A blog post highlighting the article by Yong, and Peeters in Insectes Sociaux.
By Christian Peeters
Many ant genera obtain honeydew from a variety of scale insects feeding on the sap of tropical trees. However, the most advanced and speciose scale insects – family Diaspididae – do not excrete honeydew, but build a protective shield made of wax and proteins and are known to associate with only one ant genus in Africa and Madagascar. The minute workers of Melissotarsus chew an extensive network of tunnels under living bark, and these are inhabited by vast numbers of diaspidids. Typically, these do not secrete the trademark shield when defended by ants, unlike free-living forms.

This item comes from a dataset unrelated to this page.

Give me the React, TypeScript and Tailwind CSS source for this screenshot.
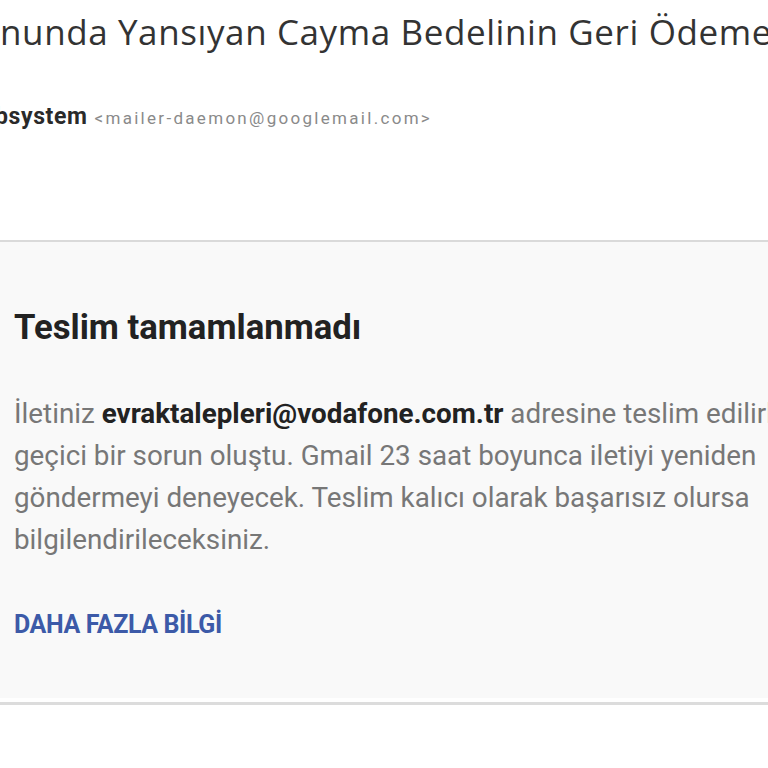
export default function App() {
  return (
    <div className="w-[768px] h-[768px] bg-white overflow-hidden relative" style={{ fontFamily: "Roboto, 'Liberation Sans', sans-serif" }}>
      <div className="h-[240px] flex flex-col">
        <div className="pt-[10px] whitespace-nowrap text-[35px] leading-[44px] text-[#333] font-['Open_Sans',sans-serif] tracking-[0.6px]">
          nunda Yansıyan Cayma Bedelinin Geri Ödemesi
        </div>
        <div className="mt-[49px] whitespace-nowrap flex items-baseline ml-[-5px]">
          <span className="text-[23px] leading-[28px] font-bold text-[#2a2a2a] tracking-[0.6px]">bsystem</span>
          <span className="ml-[7px] text-[17px] text-[#8a8a8a] tracking-[2.3px]">&lt;mailer-daemon@googlemail.com&gt;</span>
        </div>
      </div>
      <div className="border-t-2 border-[#dadada] bg-[#f9f9f9] h-[458px] pl-[14px] pr-0">
        <div className="pt-[65px] text-[34.7px] leading-[40px] font-bold text-[#222] whitespace-nowrap">Teslim tamamlanmadı</div>
        <div className="mt-[46px] text-[27.8px] leading-[42px] text-[#777] whitespace-nowrap">
          İletiniz <span className="font-bold text-[#222]">evraktalepleri@vodafone.com.tr</span> adresine teslim edilirken<br />
          geçici bir sorun oluştu. Gmail 23 saat boyunca iletiyi yeniden<br />
          göndermeyi deneyecek. Teslim kalıcı olarak başarısız olursa<br />
          bilgilendirileceksiniz.
        </div>
        <div className="mt-[49px] text-[25px] font-bold text-[#3c5aa8] leading-[30px] tracking-[-0.4px]">DAHA FAZLA BİLGİ</div>
      </div>
      <div className="h-[4px] bg-white" />
      <div className="h-[3px] bg-[#dcdcdc]" />
    </div>
  );
}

Melissotarsus workers have extremely modified legs and cannot walk outside host trees, it is therefore assumed that they obtain all their food from the scale insects.
The Asian genus Rhopalomastix is strikingly similar in morphology to Melissotarsus, especially the bullet-shaped head of workers with the antennal sockets touching each other (in all other Myrmicinae, the antennal sockets are widely separated), and silk glands inside the head of adult females. However, the legs are normal, and a sting is retained. Molecular data confirm these are sister genera, sitting together on a separate branch. Rhopalomastix is widely distributed (India to eastern Australia), yet its biology was undocumented until Gordon Yong located it in Singapore. Four species nested in seven genera of living trees, together with five genera (one new) of diaspidids. Large numbers of naked diaspidids occurred in all ant nests, with only few shields.
Heads of Melissotarsus and Rhopalomastix workers, showing how the antennal sockets meet in the center of the face (SEMs by Roberto Keller). Note that the Melissotarsus mandibles are strikingly abraded, indicating an old individual. The ventral expansion of the head accommodates large opener mandible muscles, a novel adaptation for chewing through healthy wood (Khalife et al. 2018). Image: Roberto A. Keller/AMNH
This mutualism is distinct from others involving ants and scale insects because of striking differences in the biology of diaspidids: (i) they feed on parenchyma cells, not the sap; (ii) adults are strictly sessile. First instars (‘crawlers’) disperse but once they have selected a feeding spot and insert their stylets, the legs and antennae degenerate. Thus, ants cannot regulate the distribution of diaspidids within their tunnels, instead the crawlers decide! Ant eggs are distributed throughout the tunnels and larvae feed autonomously, a character also found in attine ants where larvae feed on the cultivated fungus. We lack direct observations of feeding behaviour because the ants switch to other tasks once we exposed the tunnels. Do they eat the flesh of diaspidids? Or their milk (secretions of wax and proteins normally used to build the shield)? Probably both. Diaspidid exuviae are not found in the tunnels, suggesting that they are also eaten by the ants.
Naked diaspidids (Andaspis numerata) and a few shields (green arrows) inside Rhopalomastix tunnels.
Trees hosting ants and scale insects generally benefit because the cost incurred from the ingestion of sap is compensated by the protection given by ants against leaf herbivores. This is not so in the mutualisms involving diaspidids with Melissotarsus and Rhopalomastix, because these ants are unsuited to be guards. Indeed, after removing bark and exposing tunnels, we observed that both workers and brood were preyed upon by Pheidole and Crematogaster ants. Field studies need to determine what is the impact on host trees, especially in fruit plantations (mangoes, durians, …) that are often preferred. Because only older trees are infested, we assume that these are more tolerant of the diaspidid exactions. Of special note is the host tree Aquilaria that is harvested commercially to produce an extremely valuable resin used for perfumes.
Numerous naked diaspidids in galleries of Rhopalomastix from Thailand. Ant larvae are scattered along the tunnels.
Rhopalomastix is likely to be widespread throughout tropical Asia but it is necessary to scrape tree bark with a knife in order to locate nests. Previous collection events were restricted to pyrethroid spraying of tree trunks, and soil pit traps (hence they are often classified as ‘litter ants’). We have recently found their arboreal nests in Thailand, Borneo and the southerly Japanese island of Okinawa.
Gordon Yong investigating a nest of Rhopalomastix on mango tree (Pulau Tekukor island, off Singapore).
Khalife A, Keller R, Billen J, Hita Garcia F, Economo E & Peeters C (2018) Skeletomuscular adaptations of head and legs of Melissotarsus ants for tunnelling through living wood. Frontiers in Zoology 15: 30.